In my job final step is to store the executed data in Hive table with partition on "date" column. Sometime, due to job fail, I need to re-run job for particular partition alone. As observed, when I use below code, spark overrides all the partitions when using overwrite mode.
ds.write.partitionBy("date").mode("overwrite").saveAsTable("test.someTable")
After going through multiple blogs and stackoverflow, I followed below steps to overwrite particular partitions only.
Step 1: Enbable dynamic partition for overwrite mode
spark.conf.set("spark.sql.sources.partitionOverWriteMode", "dynamic")

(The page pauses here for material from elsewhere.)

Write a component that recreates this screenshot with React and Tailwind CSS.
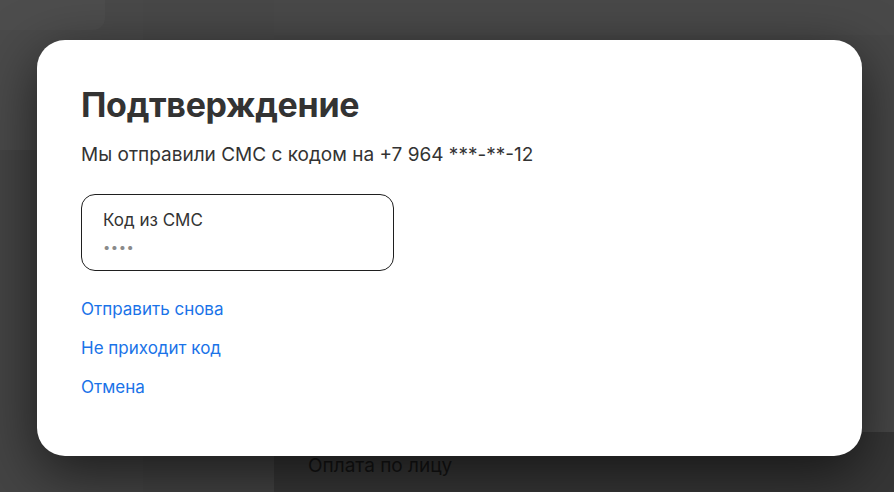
import React from 'react';

export default function App() {
  return (
    <div className="relative w-[894px] h-[492px] overflow-hidden bg-[#494949]" style={{ fontFamily: 'Inter, "Noto Sans", sans-serif' }}>
      {/* dimmed page behind the dialog */}
      <div className="flex h-full">
        <div className="w-[143px] flex flex-col">
          <div className="h-[30px] w-[105px] rounded-br-[12px] bg-[#4d4d4d]" />
          <div className="h-[120px] bg-[#4a4a4a]" />
          <div className="flex-1 bg-[#444444]" />
        </div>
        <div className="w-[131px] flex flex-col">
          <div className="h-[150px] bg-[#484848]" />
          <div className="flex-1 bg-[#424242]" />
        </div>
        <div className="flex-1 flex flex-col">
          <div className="h-[35px] bg-[#494949]" />
          <div className="flex-1 bg-[#474747]" />
          <div className="h-[60px] bg-[#363636] pl-[34px] pt-[20px]">
            <span className="text-[19px] text-[#141414]">Оплата по лицу</span>
          </div>
        </div>
      </div>

      {/* dialog */}
      <div className="absolute left-[37px] top-[40px] w-[825px] h-[416px] bg-white rounded-[28px] shadow-[0_16px_56px_rgba(0,0,0,0.6)] pl-[44px] pt-[45px]">
        <h1 className="text-[34px] leading-[40px] font-bold text-[#333333] tracking-[-0.3px]">Подтверждение</h1>
        <p className="mt-[18px] text-[19px] leading-[24px] text-[#333333]">Мы отправили СМС с кодом на +7 964 ***-**-12</p>

        <div className="mt-[27px] w-[313px] h-[77px] border border-[#1f1f1f] rounded-[14px] pl-[21px] pt-[13px]">
          <div className="text-[17px] leading-[24px] text-[#333333]">Код из СМС</div>
          <div className="mt-[7px] text-[13px] leading-[16px] text-[#8a8a8a] tracking-[0.5px]">••••</div>
        </div>

        <div className="mt-[28px] flex flex-col gap-[18px] text-[17px] leading-[21px] text-[#1a73e8]">
          <a href="#" className="w-fit">Отправить снова</a>
          <a href="#" className="w-fit">Не приходит код</a>
          <a href="#" className="w-fit">Отмена</a>
        </div>
      </div>
    </div>
  );
}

Step 2: write dataframe to hive table using saveToTable
Seq(("Company1", "A"),
("Company2","B"))
.toDF("company", "id")
.write
.mode(SaveMode.Overwrite)
.partitionBy("id")
.saveAsTable(targetTable)
spark.sql(s"SELECT * FROM ${targetTable}").show(false)
spark.sql(s"show partitions ${targetTable}").show(false)
Seq(("CompanyA3", "A"))
.toDF("company", "id")
.write
.mode(SaveMode.Overwrite)
.insertInto(targetTable)
spark.sql(s"SELECT * FROM ${targetTable}").show(false)
spark.sql(s"show partitions ${targetTable}").show(false)
Still it overwrite all the partitions.

As per this blog, https://www.waitingforcode.com/apache-spark-sql/apache-spark-sql-hive-insertinto-command/read, "insertinto" should overwrite only particular partitions
If I create table first and then use "insertinto" method, it working fine
Set required configuration,
Step 1: Create table
Step 2: Add data using insertinto method

I wanted to know, what is difference between creating hive table via SaveToTable and creating table manually? Why it is not working in first scenario? Could any one help me in this?